Petrol-alcohol-water based micro-emulsion fuel represents a new and potentially cost-effective option. Micro-emulsions are optically isotropic, transparent oil and water dispersions which are thermodynamically stable. Micro-emulsions have received considerable attention in recent years because of their interesting thermodynamic and physico-chemical behavior, and diverse applications. A lot of work has been done in areas like micro-emulsion gels and preparation of vitamin E emulsions. But preparation, characterization, and testing of micro-emulsion fuels, comprising of petrol and water, and especially of ethanol-blended petrol and water, remain virtually unexplored.
The petrol-alcohol-water based micro-emulsion fuel was prepared by stirring a blend of petrol, surfactant, co-surfactant, and water in definite proportions and it was produced under certain carefully defined conditions. To prepare a stable micro-emulsion fuel, a specific type of surfactant is required to be added in optimum quantity along with a co-surfactant, which in our case was ethanol (both anhydrous, and hydrous ethanol, i.e. ethanol obtained from sugar mills).
Experiments have been conducted to determine the minimum percentage of anhydrous ethanol that was needed to be added to the mixture of petrol and water, starting with fixed initial compositions of petrol (ranging from about 79%-99.5%)-and-water (ranging from about 0.5%-21%) mixtures. A fixed quantity of surfactant was added to this immiscible petrol-water mixture followed by a continuous addition of the co-surfactant (anhydrous ethanol) until a crystal clear mixture was obtained, i.e. a micro-emulsion (transparent and clear to the naked eye). Other sets of experiments were carried out by starting with fixed quantities of ethanol, surfactant, and petrol, followed by a continuous addition of the water to this mixture until it just about became turbid. A ternary phase diagram was plotted using these data. The diagram had ethanol and surfactant on one axis, water on another, and petrol on the third axis. A number of experiments were carried out to confirm the stability of all the compositions between the defined boundaries (which correspond to the stable micro-emulsion composition zone) by selecting some random compositions in between. Thus, the boundary compositions of petrol, ethanol, surfactant, water and the interior regions of composition were verified for the formation and stability of micro-emulsions.

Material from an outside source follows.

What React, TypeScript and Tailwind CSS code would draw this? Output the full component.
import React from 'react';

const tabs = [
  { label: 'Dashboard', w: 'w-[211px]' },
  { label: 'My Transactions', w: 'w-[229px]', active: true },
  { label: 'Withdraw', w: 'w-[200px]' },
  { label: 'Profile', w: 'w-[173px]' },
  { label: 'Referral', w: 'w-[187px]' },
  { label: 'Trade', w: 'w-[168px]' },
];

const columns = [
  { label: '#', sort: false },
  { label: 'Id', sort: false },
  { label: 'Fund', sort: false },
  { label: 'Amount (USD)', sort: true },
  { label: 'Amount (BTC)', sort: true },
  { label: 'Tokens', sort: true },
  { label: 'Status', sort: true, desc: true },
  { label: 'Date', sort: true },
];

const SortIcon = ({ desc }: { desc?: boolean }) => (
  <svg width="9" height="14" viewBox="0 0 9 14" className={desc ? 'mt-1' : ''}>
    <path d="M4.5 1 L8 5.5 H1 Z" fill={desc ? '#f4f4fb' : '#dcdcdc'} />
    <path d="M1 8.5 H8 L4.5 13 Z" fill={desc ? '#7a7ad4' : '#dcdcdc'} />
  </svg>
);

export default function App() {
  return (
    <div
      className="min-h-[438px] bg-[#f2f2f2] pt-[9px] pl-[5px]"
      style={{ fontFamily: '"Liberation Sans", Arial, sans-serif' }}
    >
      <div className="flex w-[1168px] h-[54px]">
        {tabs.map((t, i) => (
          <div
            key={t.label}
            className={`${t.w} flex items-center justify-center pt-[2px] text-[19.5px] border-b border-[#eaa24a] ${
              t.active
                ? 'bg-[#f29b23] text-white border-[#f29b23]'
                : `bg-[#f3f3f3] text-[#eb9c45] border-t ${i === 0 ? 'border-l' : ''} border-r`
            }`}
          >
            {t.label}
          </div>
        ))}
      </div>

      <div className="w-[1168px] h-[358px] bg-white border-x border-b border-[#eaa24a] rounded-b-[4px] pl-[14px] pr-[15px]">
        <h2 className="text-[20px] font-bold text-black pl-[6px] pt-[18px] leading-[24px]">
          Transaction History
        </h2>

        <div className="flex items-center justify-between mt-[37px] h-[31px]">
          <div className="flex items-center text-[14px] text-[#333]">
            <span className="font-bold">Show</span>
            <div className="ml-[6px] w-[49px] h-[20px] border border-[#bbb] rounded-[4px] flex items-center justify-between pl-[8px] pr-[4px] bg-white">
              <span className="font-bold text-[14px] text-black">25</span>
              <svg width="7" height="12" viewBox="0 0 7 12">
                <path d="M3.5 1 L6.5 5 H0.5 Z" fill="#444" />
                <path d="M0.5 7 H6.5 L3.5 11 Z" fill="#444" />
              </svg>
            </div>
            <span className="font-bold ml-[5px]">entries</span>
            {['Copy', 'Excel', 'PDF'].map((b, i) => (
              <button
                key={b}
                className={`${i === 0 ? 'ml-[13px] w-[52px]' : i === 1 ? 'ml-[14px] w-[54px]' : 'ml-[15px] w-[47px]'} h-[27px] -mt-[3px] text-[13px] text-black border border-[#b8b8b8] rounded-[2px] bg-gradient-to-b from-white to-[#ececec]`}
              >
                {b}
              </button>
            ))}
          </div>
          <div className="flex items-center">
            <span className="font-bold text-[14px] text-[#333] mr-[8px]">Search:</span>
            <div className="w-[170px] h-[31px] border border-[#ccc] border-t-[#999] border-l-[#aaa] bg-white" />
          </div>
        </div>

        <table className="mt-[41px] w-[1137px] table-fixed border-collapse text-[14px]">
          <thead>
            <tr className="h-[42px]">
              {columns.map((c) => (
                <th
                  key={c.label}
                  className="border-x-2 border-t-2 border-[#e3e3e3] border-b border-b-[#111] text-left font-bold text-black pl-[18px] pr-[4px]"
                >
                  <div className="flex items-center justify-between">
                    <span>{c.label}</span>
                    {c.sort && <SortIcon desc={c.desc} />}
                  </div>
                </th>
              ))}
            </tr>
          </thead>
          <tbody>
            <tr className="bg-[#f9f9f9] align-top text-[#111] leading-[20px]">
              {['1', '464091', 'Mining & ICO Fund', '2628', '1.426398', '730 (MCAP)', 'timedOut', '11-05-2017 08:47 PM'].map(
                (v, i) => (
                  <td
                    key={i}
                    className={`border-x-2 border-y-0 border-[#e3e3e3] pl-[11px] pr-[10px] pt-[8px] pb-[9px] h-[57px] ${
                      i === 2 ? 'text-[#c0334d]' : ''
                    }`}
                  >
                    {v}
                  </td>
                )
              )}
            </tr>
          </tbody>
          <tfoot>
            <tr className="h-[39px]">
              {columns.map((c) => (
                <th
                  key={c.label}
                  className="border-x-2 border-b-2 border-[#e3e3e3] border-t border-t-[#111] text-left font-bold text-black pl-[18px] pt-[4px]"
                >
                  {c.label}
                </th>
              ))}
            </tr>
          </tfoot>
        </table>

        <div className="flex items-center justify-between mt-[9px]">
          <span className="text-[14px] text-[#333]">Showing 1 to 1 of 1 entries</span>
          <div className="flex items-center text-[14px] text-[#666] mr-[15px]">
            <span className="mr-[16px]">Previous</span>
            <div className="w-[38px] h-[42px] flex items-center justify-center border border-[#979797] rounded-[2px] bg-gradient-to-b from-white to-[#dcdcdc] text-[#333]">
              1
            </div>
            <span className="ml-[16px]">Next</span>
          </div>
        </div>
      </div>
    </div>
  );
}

Similar experiments were also carried out using ethanol obtained from sugar mills (hydrous ethanol) instead of anhydrous ethanol. In this case, fixed quantity of petrol, and surfactant was mixed in a 250 ml (air tight) sample bottle (Borosil). The resulting mixture was obviously turbid (unstable, two-phase region). Ethanol obtained from sugar mills (with different purities) was then added drop by drop with constant stirring, using a magnetic stirrer. The addition was continued till a clear transparent mixture was obtained indicating micro-emulsion formation. The procedure was repeated for different compositions of petrol, and surfactant.

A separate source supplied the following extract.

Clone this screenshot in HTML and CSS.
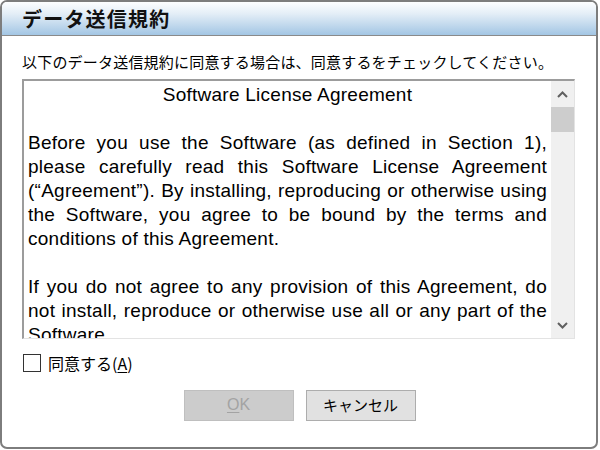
FILE: index.html
```html
<!DOCTYPE html>
<html lang="ja">
<head>
<meta charset="utf-8">
<title>データ送信規約</title>
<link rel="stylesheet" href="styles.css">
</head>
<body>
<div class="window">
  <div class="titlebar">データ送信規約</div>
  <div class="content">
    <div class="instruction">以下のデータ送信規約に同意する場合は、同意するをチェックしてください。</div>
    <div class="textbox">
      <div class="text">
        <p class="heading">Software License Agreement</p>
        <p>Before you use the Software (as defined in Section 1), please carefully read this Software License Agreement (“Agreement”). By installing, reproducing or otherwise using the Software, you agree to be bound by the terms and conditions of this Agreement.</p>
        <p>If you do not agree to any provision of this Agreement, do not install, reproduce or otherwise use all or any part of the Software.</p>
      </div>
      <div class="scrollbar">
        <div class="arrow">
          <svg width="11" height="7" viewBox="0 0 11 7"><polyline points="1,6 5.5,1.5 10,6" fill="none" stroke="#606060" stroke-width="2"/></svg>
        </div>
        <div class="thumb"></div>
        <div class="track"></div>
        <div class="arrow">
          <svg width="11" height="7" viewBox="0 0 11 7"><polyline points="1,1 5.5,5.5 10,1" fill="none" stroke="#606060" stroke-width="2"/></svg>
        </div>
      </div>
    </div>
    <label class="agree">
      <span class="checkbox"></span>
      <span class="agree-label">同意する(<u>A</u>)</span>
    </label>
    <div class="buttons">
      <div class="btn disabled"><u>O</u>K</div>
      <div class="btn">キャンセル</div>
    </div>
  </div>
</div>
</body>
</html>
```

FILE: styles.css
```css
html, body {
  margin: 0;
  padding: 0;
  background: #ffffff;
}

body {
  font-family: "Noto Sans CJK JP", "Liberation Sans", sans-serif;
  color: #000;
}

.window {
  box-sizing: border-box;
  width: 598px;
  height: 449px;
  border: 2px solid #7d7d7d;
  border-radius: 7px;
  background: #ffffff;
  overflow: hidden;
  display: flex;
  flex-direction: column;
}

.titlebar {
  height: 33px;
  border-bottom: 1px solid #8a8a8a;
  background: linear-gradient(to bottom, #fdfeff 0%, #e4eef7 35%, #a3c6e4 100%);
  font-weight: bold;
  font-size: 20px;
  line-height: 33px;
  padding-left: 20px;
  letter-spacing: 1.2px;
  color: #111;
}

.content {
  padding: 16px 21px 0 20px;
  display: flex;
  flex-direction: column;
}

.instruction {
  font-size: 15px;
  line-height: 20px;
  letter-spacing: 0.2px;
  white-space: nowrap;
}

.textbox {
  margin-top: 7px;
  height: 260px;
  box-sizing: border-box;
  border-top: 2px solid #9c9c9c;
  border-left: 2px solid #9c9c9c;
  border-right: 1px solid #e3e3e3;
  border-bottom: 1px solid #e3e3e3;
  display: flex;
  overflow: hidden;
}

.text {
  flex: 1;
  overflow: hidden;
  padding: 2px 4px 0 4px;
  font-family: "Liberation Sans", Arial, sans-serif;
  font-size: 19px;
  line-height: 24px;
  letter-spacing: 0.25px;
  text-align: justify;
}

.text p {
  margin: 0 0 24px 0;
}

.text .heading {
  text-align: center;
}

.scrollbar {
  width: 23px;
  background: #f0f0f0;
  display: flex;
  flex-direction: column;
}

.arrow {
  height: 26px;
  display: flex;
  align-items: center;
  justify-content: center;
}

.thumb {
  height: 25px;
  background: #cdcdcd;
}

.track {
  flex: 1;
}

.agree {
  margin-top: 14px;
  display: flex;
  align-items: center;
  gap: 7px;
  padding-left: 1px;
}

.checkbox {
  box-sizing: border-box;
  width: 18px;
  height: 18px;
  border: 1px solid #333333;
  background: #ffffff;
}

.agree-label {
  font-size: 16px;
  line-height: 20px;
}

.agree-label u {
  text-underline-offset: 2px;
}

.buttons {
  margin-top: 17px;
  display: flex;
  justify-content: center;
  gap: 12px;
  padding-left: 2px;
}

.btn {
  box-sizing: border-box;
  width: 110px;
  height: 31px;
  border: 1px solid #adadad;
  background: #e1e1e1;
  font-size: 15px;
  line-height: 28px;
  text-align: center;
}

.btn.disabled {
  background: #cccccc;
  border-color: #bfbfbf;
  color: #a3a3a3;
  font-family: "Liberation Sans", sans-serif;
  font-size: 16px;
}

.btn u {
  text-underline-offset: 2px;
}
```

Each micro-emulsion sample was kept separately in an airtight Borosil glass bottle and it was checked on everyday basis for any instability that could creep-in due to weather changes. Some of the samples were even kept in different environmental conditions to check for their stability. Use was made of an incubator to realize temperatures ranging from 0 oC to 40 oC. The micro-emulsions, which were stable on a particular day, did not necessarily imply that they would be stable afterwards. Some of them did become unstable (turbid) after some time, usually within days. The observed instability of micro-emulsions might have been due to the loss of co-surfactant (ethanol) by evaporation. Although the samples were kept in tightly closed sample bottles, the possibility of evaporation of the co-surfactant was still there. Another cause of instability of the micro-emulsion samples, occurring after some time, might be the change in the ambient temperature. In case a micro-emulsion sample turned unstable, it was stabilized using anhydrous ethanol and the composition of that particular micro-emulsion updated accordingly.

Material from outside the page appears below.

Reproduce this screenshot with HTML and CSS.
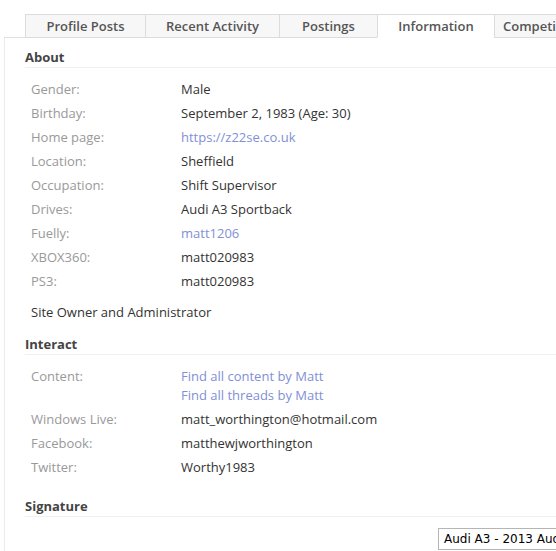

The results suggested that the formation of stable micro-emulsion started only at around 55 %v/v of ethanol. At high vol% of petrol (or low vol% of ethanol), a stable micro-emulsion was not obtained. The surfactant was quite effective in obtaining a stable micro-emulsion at a low volume percentage of about 0.29 – 0.33%. Using these experiments, we were successful in mapping the stable micro-emulsion zone on the ternary phase diagram for different compositions of petrol, anhydrous/hydrous ethanol, surfactant, and water.
See more of... #143 - Petrochemicals and Derivatives II (16B02)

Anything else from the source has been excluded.